▸ What needs to be done:
Take the material below and retype it in full; pictures are left out.

▸ Material provided:
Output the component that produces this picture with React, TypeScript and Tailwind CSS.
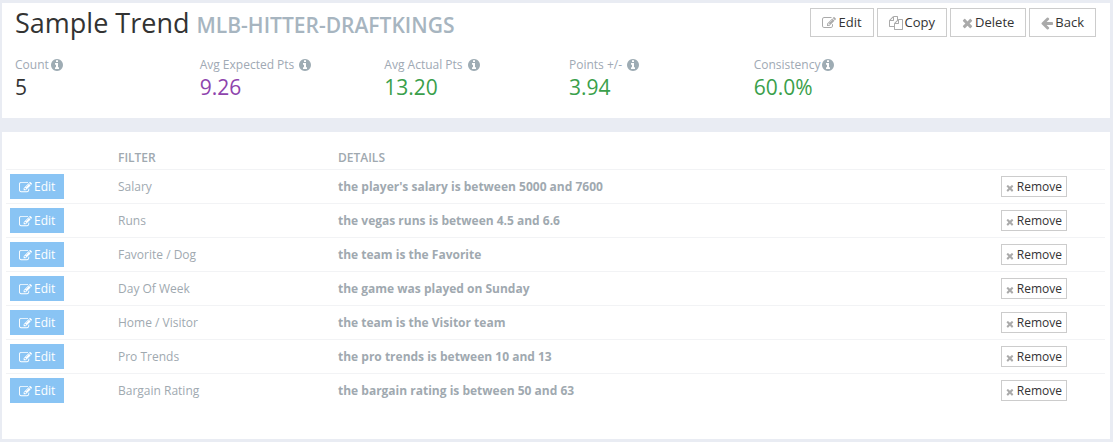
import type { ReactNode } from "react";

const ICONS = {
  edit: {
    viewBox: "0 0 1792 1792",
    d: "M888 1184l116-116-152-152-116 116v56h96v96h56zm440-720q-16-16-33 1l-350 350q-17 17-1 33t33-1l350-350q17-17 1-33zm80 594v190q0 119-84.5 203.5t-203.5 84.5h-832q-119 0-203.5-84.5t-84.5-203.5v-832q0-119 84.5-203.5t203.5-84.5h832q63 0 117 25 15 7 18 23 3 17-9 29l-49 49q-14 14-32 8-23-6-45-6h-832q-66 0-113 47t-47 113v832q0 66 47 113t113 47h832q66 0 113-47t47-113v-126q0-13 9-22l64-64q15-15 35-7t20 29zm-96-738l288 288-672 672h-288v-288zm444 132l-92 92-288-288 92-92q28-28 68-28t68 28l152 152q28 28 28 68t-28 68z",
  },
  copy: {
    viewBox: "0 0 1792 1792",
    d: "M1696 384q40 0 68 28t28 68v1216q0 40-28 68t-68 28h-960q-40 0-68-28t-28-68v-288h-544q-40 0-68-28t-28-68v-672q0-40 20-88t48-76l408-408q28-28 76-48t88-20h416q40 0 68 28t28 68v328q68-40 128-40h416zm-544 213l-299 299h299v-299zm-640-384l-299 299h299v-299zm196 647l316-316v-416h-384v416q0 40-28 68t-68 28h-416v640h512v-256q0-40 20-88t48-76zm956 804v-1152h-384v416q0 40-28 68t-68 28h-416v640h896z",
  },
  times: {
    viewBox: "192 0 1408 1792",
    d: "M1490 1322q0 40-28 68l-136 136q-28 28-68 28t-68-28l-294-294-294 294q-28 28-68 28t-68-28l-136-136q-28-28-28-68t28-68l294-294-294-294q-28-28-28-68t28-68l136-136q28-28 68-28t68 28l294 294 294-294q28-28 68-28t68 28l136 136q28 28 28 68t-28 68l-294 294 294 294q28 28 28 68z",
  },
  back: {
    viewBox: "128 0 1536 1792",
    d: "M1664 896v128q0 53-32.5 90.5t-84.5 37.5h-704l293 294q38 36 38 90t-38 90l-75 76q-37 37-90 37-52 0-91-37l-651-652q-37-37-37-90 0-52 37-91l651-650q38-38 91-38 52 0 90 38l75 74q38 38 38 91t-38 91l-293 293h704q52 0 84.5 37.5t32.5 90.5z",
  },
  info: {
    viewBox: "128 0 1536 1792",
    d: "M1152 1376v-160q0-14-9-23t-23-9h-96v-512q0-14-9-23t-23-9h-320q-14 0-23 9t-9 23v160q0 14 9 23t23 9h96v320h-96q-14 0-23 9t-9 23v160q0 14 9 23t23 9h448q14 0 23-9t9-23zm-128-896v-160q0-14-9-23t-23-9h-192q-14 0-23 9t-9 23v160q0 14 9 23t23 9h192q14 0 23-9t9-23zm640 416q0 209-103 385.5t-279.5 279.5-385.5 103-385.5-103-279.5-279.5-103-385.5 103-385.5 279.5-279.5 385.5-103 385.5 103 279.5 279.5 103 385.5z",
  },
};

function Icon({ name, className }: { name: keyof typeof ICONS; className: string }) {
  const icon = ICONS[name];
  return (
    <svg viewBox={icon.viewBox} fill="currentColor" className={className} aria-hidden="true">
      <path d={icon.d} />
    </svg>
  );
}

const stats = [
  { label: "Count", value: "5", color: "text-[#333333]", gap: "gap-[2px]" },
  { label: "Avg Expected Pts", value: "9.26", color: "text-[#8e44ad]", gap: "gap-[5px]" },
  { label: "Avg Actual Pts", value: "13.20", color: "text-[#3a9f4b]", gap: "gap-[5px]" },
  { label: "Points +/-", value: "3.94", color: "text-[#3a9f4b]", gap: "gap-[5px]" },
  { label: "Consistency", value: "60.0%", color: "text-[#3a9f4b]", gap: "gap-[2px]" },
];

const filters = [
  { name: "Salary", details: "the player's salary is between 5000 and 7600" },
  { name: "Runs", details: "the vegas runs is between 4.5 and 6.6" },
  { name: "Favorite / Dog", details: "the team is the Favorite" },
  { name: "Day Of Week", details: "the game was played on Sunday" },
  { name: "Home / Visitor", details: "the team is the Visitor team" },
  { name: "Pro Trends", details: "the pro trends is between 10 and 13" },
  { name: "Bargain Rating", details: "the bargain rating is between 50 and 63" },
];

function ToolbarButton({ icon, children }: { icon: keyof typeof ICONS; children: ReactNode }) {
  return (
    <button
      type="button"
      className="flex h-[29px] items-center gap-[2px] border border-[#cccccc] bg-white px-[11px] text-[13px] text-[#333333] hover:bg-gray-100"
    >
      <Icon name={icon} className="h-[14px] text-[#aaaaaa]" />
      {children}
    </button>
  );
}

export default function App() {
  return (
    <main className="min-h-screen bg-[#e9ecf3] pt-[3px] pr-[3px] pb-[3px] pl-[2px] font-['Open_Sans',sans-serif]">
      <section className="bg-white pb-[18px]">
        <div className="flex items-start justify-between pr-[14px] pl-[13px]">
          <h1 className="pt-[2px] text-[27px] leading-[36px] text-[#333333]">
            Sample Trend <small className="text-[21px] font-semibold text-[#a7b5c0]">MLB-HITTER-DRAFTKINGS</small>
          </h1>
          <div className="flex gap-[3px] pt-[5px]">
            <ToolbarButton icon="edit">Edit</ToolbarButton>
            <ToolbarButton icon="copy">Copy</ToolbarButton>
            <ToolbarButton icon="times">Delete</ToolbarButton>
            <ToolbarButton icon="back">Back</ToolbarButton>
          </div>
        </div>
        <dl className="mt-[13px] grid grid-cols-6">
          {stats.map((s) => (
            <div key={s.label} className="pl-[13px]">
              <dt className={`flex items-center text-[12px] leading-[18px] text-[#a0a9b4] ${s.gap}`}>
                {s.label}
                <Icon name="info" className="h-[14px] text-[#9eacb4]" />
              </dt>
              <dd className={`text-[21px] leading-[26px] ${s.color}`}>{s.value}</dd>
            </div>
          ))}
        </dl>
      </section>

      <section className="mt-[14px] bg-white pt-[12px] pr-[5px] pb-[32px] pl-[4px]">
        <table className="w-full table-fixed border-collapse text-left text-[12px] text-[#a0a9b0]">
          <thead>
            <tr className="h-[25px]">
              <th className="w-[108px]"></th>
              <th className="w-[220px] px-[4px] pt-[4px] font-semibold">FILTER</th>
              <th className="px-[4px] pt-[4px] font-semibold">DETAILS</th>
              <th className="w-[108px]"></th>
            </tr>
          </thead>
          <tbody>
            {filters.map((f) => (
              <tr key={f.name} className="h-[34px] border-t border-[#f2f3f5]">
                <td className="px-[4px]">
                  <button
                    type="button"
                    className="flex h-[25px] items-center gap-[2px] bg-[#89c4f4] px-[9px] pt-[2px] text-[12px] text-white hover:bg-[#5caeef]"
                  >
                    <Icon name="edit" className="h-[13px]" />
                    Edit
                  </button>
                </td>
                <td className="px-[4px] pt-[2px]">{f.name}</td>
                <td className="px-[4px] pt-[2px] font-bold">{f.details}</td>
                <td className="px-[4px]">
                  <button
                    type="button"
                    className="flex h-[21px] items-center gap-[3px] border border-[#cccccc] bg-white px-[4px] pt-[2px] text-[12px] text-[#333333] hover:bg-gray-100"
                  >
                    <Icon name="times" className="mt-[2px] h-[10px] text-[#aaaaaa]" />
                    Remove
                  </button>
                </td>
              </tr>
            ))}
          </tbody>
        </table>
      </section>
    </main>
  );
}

▸ The reply:
Output the component that produces this picture with React, TypeScript and Tailwind CSS.
import type { ReactNode } from "react";

const ICONS = {
  edit: {
    viewBox: "0 0 1792 1792",
    d: "M888 1184l116-116-152-152-116 116v56h96v96h56zm440-720q-16-16-33 1l-350 350q-17 17-1 33t33-1l350-350q17-17 1-33zm80 594v190q0 119-84.5 203.5t-203.5 84.5h-832q-119 0-203.5-84.5t-84.5-203.5v-832q0-119 84.5-203.5t203.5-84.5h832q63 0 117 25 15 7 18 23 3 17-9 29l-49 49q-14 14-32 8-23-6-45-6h-832q-66 0-113 47t-47 113v832q0 66 47 113t113 47h832q66 0 113-47t47-113v-126q0-13 9-22l64-64q15-15 35-7t20 29zm-96-738l288 288-672 672h-288v-288zm444 132l-92 92-288-288 92-92q28-28 68-28t68 28l152 152q28 28 28 68t-28 68z",
  },
  copy: {
    viewBox: "0 0 1792 1792",
    d: "M1696 384q40 0 68 28t28 68v1216q0 40-28 68t-68 28h-960q-40 0-68-28t-28-68v-288h-544q-40 0-68-28t-28-68v-672q0-40 20-88t48-76l408-408q28-28 76-48t88-20h416q40 0 68 28t28 68v328q68-40 128-40h416zm-544 213l-299 299h299v-299zm-640-384l-299 299h299v-299zm196 647l316-316v-416h-384v416q0 40-28 68t-68 28h-416v640h512v-256q0-40 20-88t48-76zm956 804v-1152h-384v416q0 40-28 68t-68 28h-416v640h896z",
  },
  times: {
    viewBox: "192 0 1408 1792",
    d: "M1490 1322q0 40-28 68l-136 136q-28 28-68 28t-68-28l-294-294-294 294q-28 28-68 28t-68-28l-136-136q-28-28-28-68t28-68l294-294-294-294q-28-28-28-68t28-68l136-136q28-28 68-28t68 28l294 294 294-294q28-28 68-28t68 28l136 136q28 28 28 68t-28 68l-294 294 294 294q28 28 28 68z",
  },
  back: {
    viewBox: "128 0 1536 1792",
    d: "M1664 896v128q0 53-32.5 90.5t-84.5 37.5h-704l293 294q38 36 38 90t-38 90l-75 76q-37 37-90 37-52 0-91-37l-651-652q-37-37-37-90 0-52 37-91l651-650q38-38 91-38 52 0 90 38l75 74q38 38 38 91t-38 91l-293 293h704q52 0 84.5 37.5t32.5 90.5z",
  },
  info: {
    viewBox: "128 0 1536 1792",
    d: "M1152 1376v-160q0-14-9-23t-23-9h-96v-512q0-14-9-23t-23-9h-320q-14 0-23 9t-9 23v160q0 14 9 23t23 9h96v320h-96q-14 0-23 9t-9 23v160q0 14 9 23t23 9h448q14 0 23-9t9-23zm-128-896v-160q0-14-9-23t-23-9h-192q-14 0-23 9t-9 23v160q0 14 9 23t23 9h192q14 0 23-9t9-23zm640 416q0 209-103 385.5t-279.5 279.5-385.5 103-385.5-103-279.5-279.5-103-385.5 103-385.5 279.5-279.5 385.5-103 385.5 103 279.5 279.5 103 385.5z",
  },
};

function Icon({ name, className }: { name: keyof typeof ICONS; className: string }) {
  const icon = ICONS[name];
  return (
    <svg viewBox={icon.viewBox} fill="currentColor" className={className} aria-hidden="true">
      <path d={icon.d} />
    </svg>
  );
}

const stats = [
  { label: "Count", value: "5", color: "text-[#333333]", gap: "gap-[2px]" },
  { label: "Avg Expected Pts", value: "9.26", color: "text-[#8e44ad]", gap: "gap-[5px]" },
  { label: "Avg Actual Pts", value: "13.20", color: "text-[#3a9f4b]", gap: "gap-[5px]" },
  { label: "Points +/-", value: "3.94", color: "text-[#3a9f4b]", gap: "gap-[5px]" },
  { label: "Consistency", value: "60.0%", color: "text-[#3a9f4b]", gap: "gap-[2px]" },
];

const filters = [
  { name: "Salary", details: "the player's salary is between 5000 and 7600" },
  { name: "Runs", details: "the vegas runs is between 4.5 and 6.6" },
  { name: "Favorite / Dog", details: "the team is the Favorite" },
  { name: "Day Of Week", details: "the game was played on Sunday" },
  { name: "Home / Visitor", details: "the team is the Visitor team" },
  { name: "Pro Trends", details: "the pro trends is between 10 and 13" },
  { name: "Bargain Rating", details: "the bargain rating is between 50 and 63" },
];

function ToolbarButton({ icon, children }: { icon: keyof typeof ICONS; children: ReactNode }) {
  return (
    <button
      type="button"
      className="flex h-[29px] items-center gap-[2px] border border-[#cccccc] bg-white px-[11px] text-[13px] text-[#333333] hover:bg-gray-100"
    >
      <Icon name={icon} className="h-[14px] text-[#aaaaaa]" />
      {children}
    </button>
  );
}

export default function App() {
  return (
    <main className="min-h-screen bg-[#e9ecf3] pt-[3px] pr-[3px] pb-[3px] pl-[2px] font-['Open_Sans',sans-serif]">
      <section className="bg-white pb-[18px]">
        <div className="flex items-start justify-between pr-[14px] pl-[13px]">
          <h1 className="pt-[2px] text-[27px] leading-[36px] text-[#333333]">
            Sample Trend <small className="text-[21px] font-semibold text-[#a7b5c0]">MLB-HITTER-DRAFTKINGS</small>
          </h1>
          <div className="flex gap-[3px] pt-[5px]">
            <ToolbarButton icon="edit">Edit</ToolbarButton>
            <ToolbarButton icon="copy">Copy</ToolbarButton>
            <ToolbarButton icon="times">Delete</ToolbarButton>
            <ToolbarButton icon="back">Back</ToolbarButton>
          </div>
        </div>
        <dl className="mt-[13px] grid grid-cols-6">
          {stats.map((s) => (
            <div key={s.label} className="pl-[13px]">
              <dt className={`flex items-center text-[12px] leading-[18px] text-[#a0a9b4] ${s.gap}`}>
                {s.label}
                <Icon name="info" className="h-[14px] text-[#9eacb4]" />
              </dt>
              <dd className={`text-[21px] leading-[26px] ${s.color}`}>{s.value}</dd>
            </div>
          ))}
        </dl>
      </section>

      <section className="mt-[14px] bg-white pt-[12px] pr-[5px] pb-[32px] pl-[4px]">
        <table className="w-full table-fixed border-collapse text-left text-[12px] text-[#a0a9b0]">
          <thead>
            <tr className="h-[25px]">
              <th className="w-[108px]"></th>
              <th className="w-[220px] px-[4px] pt-[4px] font-semibold">FILTER</th>
              <th className="px-[4px] pt-[4px] font-semibold">DETAILS</th>
              <th className="w-[108px]"></th>
            </tr>
          </thead>
          <tbody>
            {filters.map((f) => (
              <tr key={f.name} className="h-[34px] border-t border-[#f2f3f5]">
                <td className="px-[4px]">
                  <button
                    type="button"
                    className="flex h-[25px] items-center gap-[2px] bg-[#89c4f4] px-[9px] pt-[2px] text-[12px] text-white hover:bg-[#5caeef]"
                  >
                    <Icon name="edit" className="h-[13px]" />
                    Edit
                  </button>
                </td>
                <td className="px-[4px] pt-[2px]">{f.name}</td>
                <td className="px-[4px] pt-[2px] font-bold">{f.details}</td>
                <td className="px-[4px]">
                  <button
                    type="button"
                    className="flex h-[21px] items-center gap-[3px] border border-[#cccccc] bg-white px-[4px] pt-[2px] text-[12px] text-[#333333] hover:bg-gray-100"
                  >
                    <Icon name="times" className="mt-[2px] h-[10px] text-[#aaaaaa]" />
                    Remove
                  </button>
                </td>
              </tr>
            ))}
          </tbody>
        </table>
      </section>
    </main>
  );
}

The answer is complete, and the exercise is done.